Gutsherr Anquist, seine Kinder, Schwiegerkinder und Enkel werden getrennt und treffen sich erst lange nach dem Krieg wieder.
Hamburg 1946/47: Im Jahrhundertwinter mit Minusgraden bis 20 Grad versucht Hanno, erst vierzehnjährig, mit dem Einsammeln und Verkaufen von Altmetall und anderen verwertbaren Dingen, die er in den Trümmern der Hansestadt findet, seiner Familie das Überleben zu sichern. Er lebt mit Mutter und Schwester in einem notdürftig hergerichteten Zimmer in einem zerbombten Haus, der Vater gilt als vermisst.

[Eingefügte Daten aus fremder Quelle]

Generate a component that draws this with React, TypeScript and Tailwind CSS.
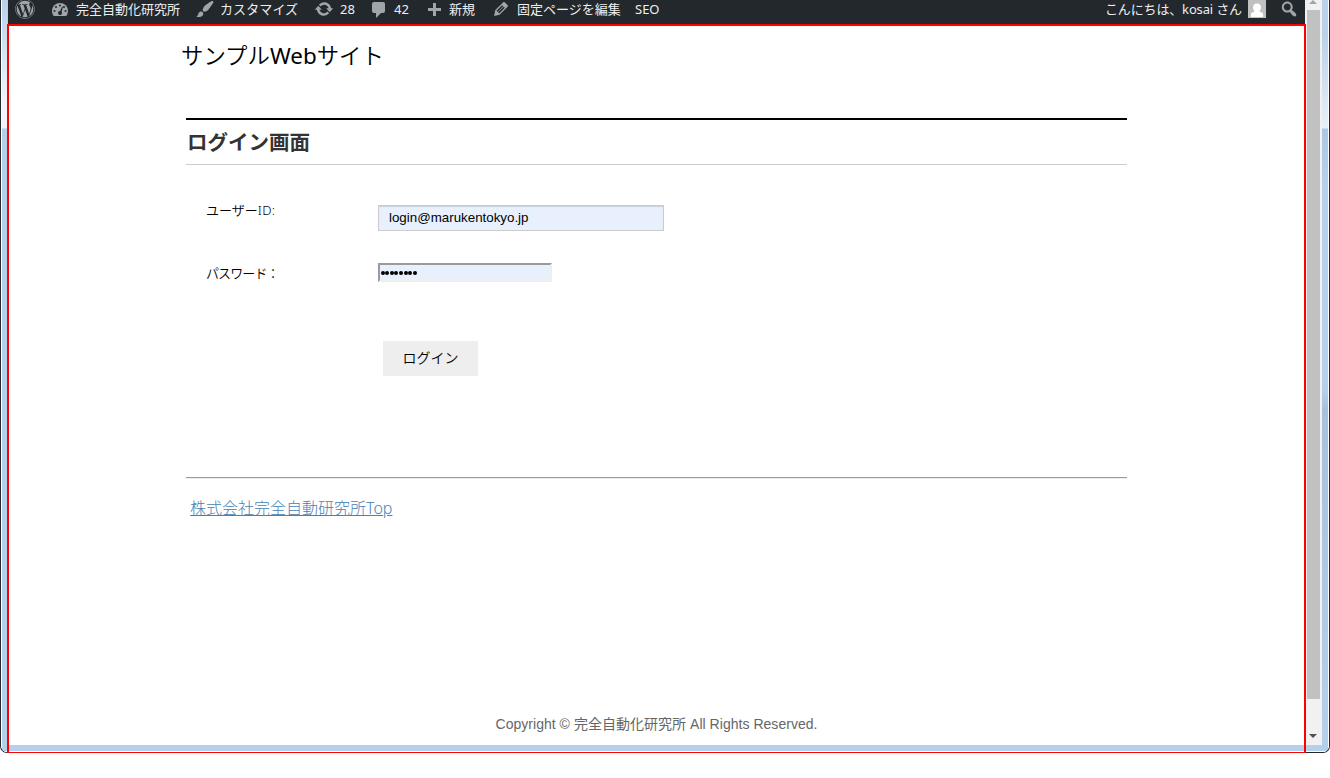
import React from 'react';
import { FaWordpress } from 'react-icons/fa';

const Icon = ({ d, className = '' }: { d: string; className?: string }) => (
  <svg viewBox="0 0 20 20" className={`size-5 shrink-0 ${className}`} fill="#a0a5aa">
    <path d={d} />
  </svg>
);

const BRUSH =
  'M18.33 3.57s.27-.8-.31-1.36c-.53-.52-1.22-.24-1.22-.24-.61.3-5.76 3.47-7.67 5.57-.86.96-2.06 3.79-1.09 4.82.92.98 3.96-.17 4.79-1 2.06-2.06 5.21-7.17 5.5-7.79zM1.4 17.65c2.37-1.56 1.46-3.41 3.23-4.64.93-.65 2.22-.62 3.08.29.63.67.8 2.57-.16 3.46-1.57 1.45-4 1.55-6.15.89z';
const UPDATE =
  'M10.2 3.28c3.53 0 6.43 2.61 6.92 6h2.08l-3.5 4-3.5-4h2.32c-.45-1.97-2.21-3.45-4.32-3.45-1.45 0-2.73.71-3.54 1.78L4.95 5.66C6.23 4.2 8.11 3.28 10.2 3.28zm-.4 13.44c-3.52 0-6.43-2.61-6.92-6H.8l3.5-4c1.17 1.33 2.33 2.67 3.5 4H5.48c.45 1.97 2.21 3.45 4.32 3.45 1.45 0 2.73-.71 3.54-1.78l1.71 1.95c-1.28 1.46-3.15 2.38-5.25 2.38z';
const COMMENT =
  'M5 2h9c1.1 0 2 .9 2 2v7c0 1.1-.9 2-2 2h-2l-5 5v-5H5c-1.1 0-2-.9-2-2V4c0-1.1.9-2 2-2z';
const PLUS = 'M17 7v3h-5v5H9v-5H4V7h5V2h3v5h5z';
const EDIT =
  'M13.89 3.39l2.71 2.72c.46.46.42 1.24.03 1.64l-8.01 8.02-5.56 1.16 1.16-5.58s7.6-7.63 7.99-8.03c.39-.39 1.22-.39 1.68.07zm-2.73 2.79l-5.59 5.61 1.11 1.11 5.54-5.65zm-2.97 8.23l5.58-5.6-1.07-1.08-5.59 5.6z';
const SEARCH =
  'M12.14 4.18c1.87 1.87 2.11 4.75.72 6.89.12.1.22.21.36.31.2.16.47.36.81.59.34.24.56.39.66.47.42.31.73.57.94.78.32.32.6.65.84 1 .25.35.44.69.59 1.04.14.35.21.68.18 1-.02.32-.14.59-.36.81s-.49.34-.81.36c-.31.02-.65-.04-.99-.19-.35-.14-.7-.34-1.04-.59-.35-.24-.68-.52-1-.84-.21-.21-.47-.52-.77-.93-.1-.13-.25-.35-.47-.66-.22-.32-.4-.57-.56-.78-.16-.2-.29-.35-.44-.5-2.07 1.09-4.69.76-6.44-.98-2.14-2.15-2.14-5.64 0-7.78 2.15-2.15 5.63-2.15 7.78 0zm-1.41 6.36c1.36-1.37 1.36-3.58 0-4.95-1.37-1.37-3.59-1.37-4.95 0-1.37 1.37-1.37 3.58 0 4.95 1.36 1.37 3.58 1.37 4.95 0z';

const Gauge = () => (
  <svg viewBox="0 0 20 20" className="size-5 shrink-0">
    <path fill="#a0a5aa" d="M3.76 16h12.48A8.4 8.4 0 0 0 18 11a8 8 0 0 0-16 0c0 1.9.7 3.700 1.760 5z" />
    <g fill="#23282d">
      <circle cx="10" cy="5.500" r="1" />
      <circle cx="6" cy="7" r="1" />
      <circle cx="14" cy="7" r="1" />
      <circle cx="4.5" cy="11" r="1" />
      <circle cx="15.5" cy="11" r="1" />
      <path d="M12.2 6.6l.7.3-1.3 5a1.9 1.9 0 1 1-1.6-.8z" />
    </g>
  </svg>
);

const AdminBar = () => (
  <header className="flex h-6 shrink-0 bg-[#23282d] pr-[5px] pl-[7px] text-[13px] leading-[18px] whitespace-nowrap text-[#eee]">
    <div className="flex w-[35px]">
      <FaWordpress className="-mt-px size-5 text-[#a0a5aa]" />
    </div>
    <div className="flex w-[145px] gap-[6px]">
      <Gauge />
      <span>完全自動化研究所</span>
    </div>
    <div className="flex w-[119px] gap-[5px]">
      <Icon d={BRUSH} className="-mt-px" />
      <span className="tracking-[0.1px]">カスタマイズ</span>
    </div>
    <div className="flex w-[55px] gap-[6px]">
      <Icon d={UPDATE} className="-mt-px" />
      <span>28</span>
    </div>
    <div className="flex w-[55px] gap-[5px]">
      <Icon d={COMMENT} />
      <span>42</span>
    </div>
    <div className="flex w-[67px] gap-[5px]">
      <Icon d={PLUS} className="mt-px" />
      <span>新規</span>
    </div>
    <div className="flex w-[144px] gap-[6px]">
      <Icon d={EDIT} className="-mt-px" />
      <span>固定ページを編集</span>
    </div>
    <span>SEO</span>
    <div className="ml-auto flex">
      <span className="w-[143px] tracking-[-0.15px]">こんにちは、kosai さん</span>
      <svg viewBox="0 0 18 18" className="mr-[13px] size-[18px]">
        <path fill="#c0c0c0" d="M0 0h18v18H0z" />
        <path
          fill="#fff"
          d="M9 3.500a4 4 0 0 0-4 4c0 1.700.8 2.700 1.800 3.500L3 13.500V17h12v-3.500L11.200 11c1-.8 1.800-1.800 1.800-3.500a4 4 0 0 0-4-4z"
        />
      </svg>
      <Icon d={SEARCH} className="mr-px -mt-px" />
    </div>
  </header>
);

const LoginPage = () => (
  <main className="flex h-[719px] shrink-0 flex-col bg-white text-black">
    <h1 className="mt-[14px] ml-[172px] text-[22.4px] leading-8 font-[350]">
      サンプル<span className="font-normal">Web</span>サイト
    </h1>
    <section className="mt-[46px] ml-[177px] w-[941px]">
      <h2 className="h-[47px] border-t-2 border-b border-t-black border-b-[#ccc] pl-px text-[20.5px] leading-[45px] font-bold text-[#333]">
        ログイン画面
      </h2>
      <form className="flex h-[312px] flex-col pl-5 text-[13px]">
        <div className="mt-10 flex h-[26px]">
          <label htmlFor="user" className="w-[172px] leading-[10px] font-[350]">
            ユーザー<span className="tracking-[0.4px]">ID:</span>
          </label>
          <input
            id="user"
            defaultValue="login@marukentokyo.jp"
            className="h-[26px] w-[286px] border border-[#ccc] bg-[#e8f0fe] pb-[2px] pl-[10px] font-['Liberation_Sans',sans-serif] text-[13.33px] shadow-[inset_0_1px_1px_#0002]"
          />
        </div>
        <div className="mt-8 flex h-[19px]">
          <label htmlFor="password" className="w-[172px] leading-[20px] font-[350] tracking-[-0.9px]">
            パスワード：
          </label>
          <div
            id="password"
            className="flex h-[19px] w-[174px] items-center gap-[0.67px] border-2 border-t-[#9a9a9a] border-r-[#eee] border-b-[#eee] border-l-[#9a9a9a] bg-[#e8f0fe] pl-[0.5px]"
          >
            {Array.from({ length: 8 }, (_, i) => (
              <i key={i} className="size-1 rounded-full bg-black" />
            ))}
          </div>
        </div>
        <button type="button" className="mt-[59px] ml-[177px] h-[35px] w-[95px] bg-[#eee] pb-px text-sm font-[350]">
          ログイン
        </button>
      </form>
      <div className="border-t border-b border-t-[#9a9a9a] border-b-[#eee]" />
      <a className="mt-[17px] ml-[4px] block w-fit text-[16px] leading-6 font-light whitespace-nowrap text-[#4682b4] underline">
        株式会社完全自動研究所Top
      </a>
    </section>
    <footer className="mt-auto mb-[10px] pr-px text-center font-['Liberation_Sans','Noto_Sans_CJK_JP',sans-serif] text-sm leading-[22px] tracking-[0.03px] text-[#666]">
      Copyright © 完全自動化研究所 All Rights Reserved.
    </footer>
  </main>
);

export default function App() {
  return (
    <div className="relative h-[778px] overflow-hidden bg-white font-['Noto_Sans','Noto_Sans_CJK_JP',sans-serif]">
      <div className="relative flex h-[753px] overflow-hidden rounded-b-[7px] border-x border-b border-[#23282d] bg-[#b4d0eb]">
        <div className="w-[6px] shrink-0 border-l border-white bg-[linear-gradient(#b9d1ea_0,#f0f4fb_100px,#f0f4fb_128px,#b4cfea_129px,#b4d0eb_100%)]" />
        <div className="ml-px flex w-[1297px] shrink-0 flex-col">
          <AdminBar />
          <div className="pt-[2px] pl-px">
            <LoginPage />
          </div>
        </div>
        <aside className="flex h-[745px] w-[17px] shrink-0 flex-col bg-[#f1f1f1] pl-px">
          <svg viewBox="0 0 14 10" className="h-[10px] w-[14px] shrink-0">
            <path d="M3 4h8L7 0z" fill="#a3a3a3" />
          </svg>
          <div className="ml-px h-[689px] w-[13px] shrink-0 bg-[#c1c1c1]" />
          <svg viewBox="0 0 14 46" className="h-[46px] w-[14px] shrink-0">
            <path d="M3 35h8l-4 4z" fill="#505050" />
          </svg>
        </aside>
        <div className="grow border-r border-white bg-[linear-gradient(#b9d1ea_0,#b9d1ea_35px,#e8f0f8_128px,#a9c6e3_129px,#b4d0eb_180px,#b4d0eb_390px,#a6c1de_410px,#b4d0eb_100%)]" />
        <div className="absolute inset-x-0 bottom-0 h-px bg-white" />
      </div>
      <div className="pointer-events-none absolute top-6 left-[7px] h-[729px] w-[1299px] border-2 border-b border-[#f00]" />
    </div>
  );
}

Auf einem seiner Streifzüge entdeckt Hanno in einem Keller eine Tote - nicht ungewöhnlich in diesen Monaten. Diese Frau jedoch erschreckt Hanno: Sie ist nackt und sieht nicht so aus, als sei sie erfroren. Ganz in der Nähe des Kellers findet Hannos Schwester einen etwa drei Jahre alten Jungen, der kein Wort spricht und halb erfroren scheint. Kurzerhand nehmen die beiden ihn mit nach Hause, wo er versorgt wird, obwohl die Familie kaum genug für sich hat. Joos - so wird er genannt - spricht lange Zeit kein Wort und wird später als Adoptivsohn legal zu den Dietzens gehören.
Seine Suche nach der eigenen Identität beginnt 1992 in Köln, wo er als Architekt mit der Restaurierung eines alten Gutshofes in der Uckermark beauftragt wird.
Mechtild Borrmann, für "Wer das Schweigen bricht" mit dem Deutschen Krimipreis ausgezeichnet, lebt und arbeitet in Bielefeld.